Although she has lived in the United States since the 1980s, the actor Roma Downey is firmly focused on her hometown of Derry when she appears on Sunday with Miriam (RTÉ Radio 1). Given that the programme goes out on Easter Sunday, Miriam O’Callaghan’s choice of guest is perhaps appropriate. Downey, who’s best known as the star of the 1990s US television drama Touched by an Angel – “a faith show”, in her own description – talks about the importance of her beliefs, particularly after the death of her mother, when Downey was 10.
But while Downey’s faith is a central part of her life – she highlights the Christian themes of her new series, The Baxters – O’Callaghan doesn’t delve too deeply into this aspect of her guest’s personality, or indeed any others. Instead she keeps the mood on a feelgood setting that only just rises from lukewarm to a simmer. She raises poignant matters such as the recent death of Downey’s brother, but rather than pursue any revealing lines of conversation on loss and belief, she quickly switches to fluffier questions about the TV sitcom Derry Girls. Whether her guest, who combines down-home Irish charm with glossy American optimism, would be receptive to such personal inquiries is another matter, of course, but it’s surely no harm to ask.

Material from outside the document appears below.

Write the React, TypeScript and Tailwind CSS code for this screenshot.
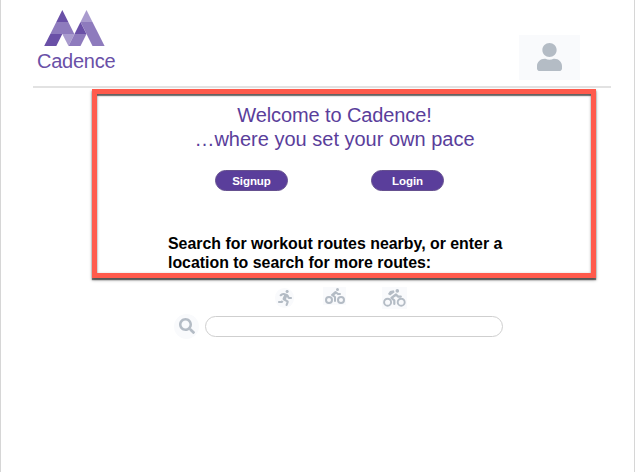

O’Callaghan has hosted memorable interviews on the show in the past: Leo Varadkar came out as a gay man in 2015, and more recently Patrick Kielty spoke about the murder of his father. But the gauzy ambience that envelops her conversation with Downey is more representative of the talkshow of late. That O’Callaghan doesn’t wish to discomfit her Sunday-morning audience is perhaps understandable, but given she’s a seasoned interviewer, she might equally aim higher than a pleasantly generic chat.
There’s a moment on Lunchtime Live (Newstalk, weekdays) when Andrea Gilligan seems to be on the receiving end of a prank call. Gilligan is conducting a discussion on whether Dublin Airport needs a third terminal when Shane, an estate agent from Monkstown, in south Dublin, unveils a scheme “that will solve all the problems in Dublin”: he plans to build a new international airport in Arklow. It sounds fanciful, but Shane is serious, claiming the process is at “a good stage of procurement”, with an ultimate goal of building “a brand new city” beside the Co Wicklow town.
Gilligan hears out her caller with indulgence and curiosity, and just a soupcon of scepticism. It’s so bizarre that the listener has to check that it’s not April 1st, but no, it’s Tuesday. Anyone with such ambition deserves good wishes, but it’s the oddest thing on radio all week, no joking.